▸ EXERCISE
Go through the listing and pick out each line with the word "index" in it.

★ ★ ★

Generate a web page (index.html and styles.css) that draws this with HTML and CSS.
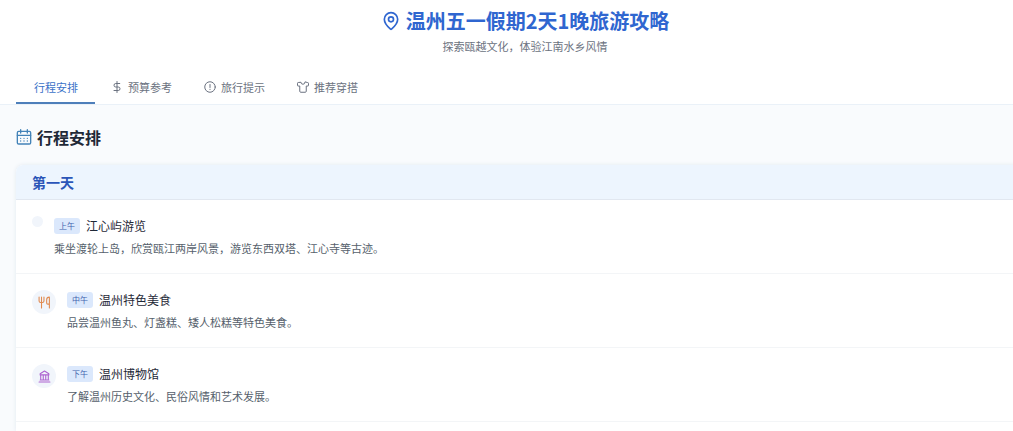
FILE: index.html
```html
<!DOCTYPE html>
<html lang="zh-CN">
<head>
<meta charset="utf-8">
<title>温州五一假期2天1晚旅游攻略</title>
<link rel="stylesheet" href="styles.css">
</head>
<body>
<div class="page">
  <header class="header">
    <div class="brand">
      <svg class="pin" viewBox="0 0 24 24" aria-hidden="true"><path d="M20 10c0 5-5.500 10.200-7.400 11.800a1 1 0 0 1-1.200 0C9.500 20.200 4 15 4 10a8 8 0 0 1 16 0Z"/><circle cx="12" cy="10" r="3"/></svg>
      <h1 class="title">温州五一假期2天1晚旅游攻略</h1>
    </div>
    <p class="subtitle">探索瓯越文化，体验江南水乡风情</p>
    <nav class="tabs">
      <button class="tab active" type="button">行程安排</button>
      <button class="tab" type="button"><svg class="tab-icon" viewBox="0 0 24 24" aria-hidden="true"><path d="M12 1v22M17.500 5H9.500a3.500 3.500 0 0 0 0 7h5a3.500 3.500 0 0 1 0 7H6"/></svg>预算参考</button>
      <button class="tab" type="button"><svg class="tab-icon" viewBox="0 0 24 24" aria-hidden="true"><circle cx="12" cy="12" r="10.500"/><path d="M12 7v6M12 16.500v.5"/></svg>旅行提示</button>
      <button class="tab" type="button"><svg class="tab-icon" viewBox="0 0 24 24" aria-hidden="true"><path d="M16 2.500a4 4 0 0 1-8 0L2.500 3a1.500 1.500 0 0 0-1.500 1.500V9a1 1 0 0 0 1 1h3.500v10.500a2 2 0 0 0 2 2h9a2 2 0 0 0 2-2V10H22a1 1 0 0 0 1-1V4.500A1.500 1.500 0 0 0 21.500 3Z"/></svg>推荐穿搭</button>
    </nav>
  </header>
  <main class="main">
    <h2 class="section-title">
      <svg class="calendar" viewBox="0 0 24 24" aria-hidden="true"><path d="M7 1v5M17 1v5M2 9.500h20"/><rect x="2" y="3.500" width="20" height="19" rx="2"/><path d="M7 14h.01M12 14h.01M17 14h.01M7 18h.01M12 18h.01M17 18h.01"/></svg>
      行程安排
    </h2>
    <section class="card">
      <h3 class="day">第一天</h3>
      <ul class="items">
        <li class="item">
          <span class="dot"></span>
          <div class="body">
            <div class="line"><span class="badge">上午</span><h4 class="name">江心屿游览</h4></div>
            <p class="desc">乘坐渡轮上岛，欣赏瓯江两岸风景，游览东西双塔、江心寺等古迹。</p>
          </div>
        </li>
        <li class="item">
          <span class="dot filled food"><svg class="dot-icon" viewBox="0 0 24 24" aria-hidden="true"><path d="M2 2v7a3 3 0 0 0 3 3h3a3 3 0 0 0 3-3V2M6.500 2v20M21 15V2a5 5 0 0 0-5 5v6a2 2 0 0 0 2 2h3v7"/></svg></span>
          <div class="body">
            <div class="line"><span class="badge">中午</span><h4 class="name">温州特色美食</h4></div>
            <p class="desc">品尝温州鱼丸、灯盏糕、矮人松糕等特色美食。</p>
          </div>
        </li>
        <li class="item">
          <span class="dot filled museum"><svg class="dot-icon" viewBox="0 0 24 24" aria-hidden="true"><path d="M2 22h20M4 18.500h16M5 18V10M9.700 18V10M14.300 18V10M19 18V10M12 2l8 5v2H4V7Z"/></svg></span>
          <div class="body">
            <div class="line"><span class="badge">下午</span><h4 class="name">温州博物馆</h4></div>
            <p class="desc">了解温州历史文化、民俗风情和艺术发展。</p>
          </div>
        </li>
      </ul>
    </section>
  </main>
</div>
</body>
</html>
```
FILE: styles.css
```css
* { box-sizing: border-box; }
html { overflow: hidden; }
body {
  margin: 0;
  background: #f9fbfd;
  color: #1f2937;
  font-family: "Noto Sans CJK SC", sans-serif;
}
h1, h2, h3, h4, p, ul { margin: 0; padding: 0; }
svg {
  flex: none;
  fill: none;
  stroke: currentColor;
  stroke-width: 2;
  stroke-linecap: round;
  stroke-linejoin: round;
}
/* the page runs slightly past the right edge of the window */
.page { width: calc(100% + 37px); }
.header {
  background: #fff;
  border-bottom: 1px solid #eaf1f8;
  padding: 6px 16px 0;
}
.brand {
  display: flex;
  justify-content: center;
  align-items: center;
  gap: 5px;
  color: #2f66d0;
}
.pin { width: 20px; height: 20px; }
.title { font-size: 20px; line-height: 30px; font-weight: 700; }
.subtitle {
  margin-top: 1px;
  text-align: center;
  font-size: 11px;
  line-height: 18px;
  color: #6b7280;
}
.tabs { display: flex; margin-top: 16px; }
.tab {
  display: flex;
  align-items: center;
  gap: 5px;
  height: 33px;
  padding: 0 16px;
  border: 0;
  border-bottom: 2px solid transparent;
  background: none;
  font: inherit;
  font-size: 11px;
  color: #6b7280;
}
.tab.active { padding: 0 17px 0 18px; color: #3b72c8; border-color: #4e7fba; }
.tab-icon { width: 12px; height: 12px; }
.main { padding: 20px 16px 0; }
.section-title {
  display: flex;
  align-items: center;
  gap: 5px;
  font-size: 16px;
  line-height: 24px;
  font-weight: 700;
}
.calendar { width: 16px; height: 16px; color: #4383b8; }
.card {
  margin-top: 16px;
  background: #fff;
  border-radius: 7px 7px 0 0;
  box-shadow: 0 0 4px #e3e9f0;
  overflow: hidden;
}
.day {
  padding: 5px 16px;
  background: #edf5fe;
  border-bottom: 1px solid #e1e7f0;
  font-size: 14px;
  line-height: 24px;
  font-weight: 700;
  color: #2b55b8;
}
.items { list-style: none; padding-bottom: 9px; }
.item {
  display: flex;
  align-items: flex-start;
  gap: 11px;
  padding: 16px 16px 17px;
  border-bottom: 1px solid #f3f5f7;
}
.dot {
  display: flex;
  align-items: center;
  justify-content: center;
  flex: none;
  width: 11px;
  height: 11px;
  border-radius: 50%;
  background: #f1f5fb;
}
.dot.filled { width: 24px; height: 24px; }
.dot-icon { width: 13px; height: 13px; }
.food { color: #e08a50; }
.museum { color: #ad62d0; }
.line { display: flex; align-items: center; gap: 6px; height: 20px; }
.badge {
  padding: 0 5px;
  border-radius: 3px;
  background: #dbe8fc;
  font-size: 8px;
  line-height: 16px;
  color: #3f62ad;
}
.name { font-size: 12px; line-height: 20px; font-weight: 400; }
.desc { margin-top: 4px; font-size: 11px; line-height: 16px; color: #565f6c; }
```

★ ★ ★

▸ EXPECTED ANSWER
Generate a web page (index.html and styles.css) that draws this with HTML and CSS.
FILE: index.html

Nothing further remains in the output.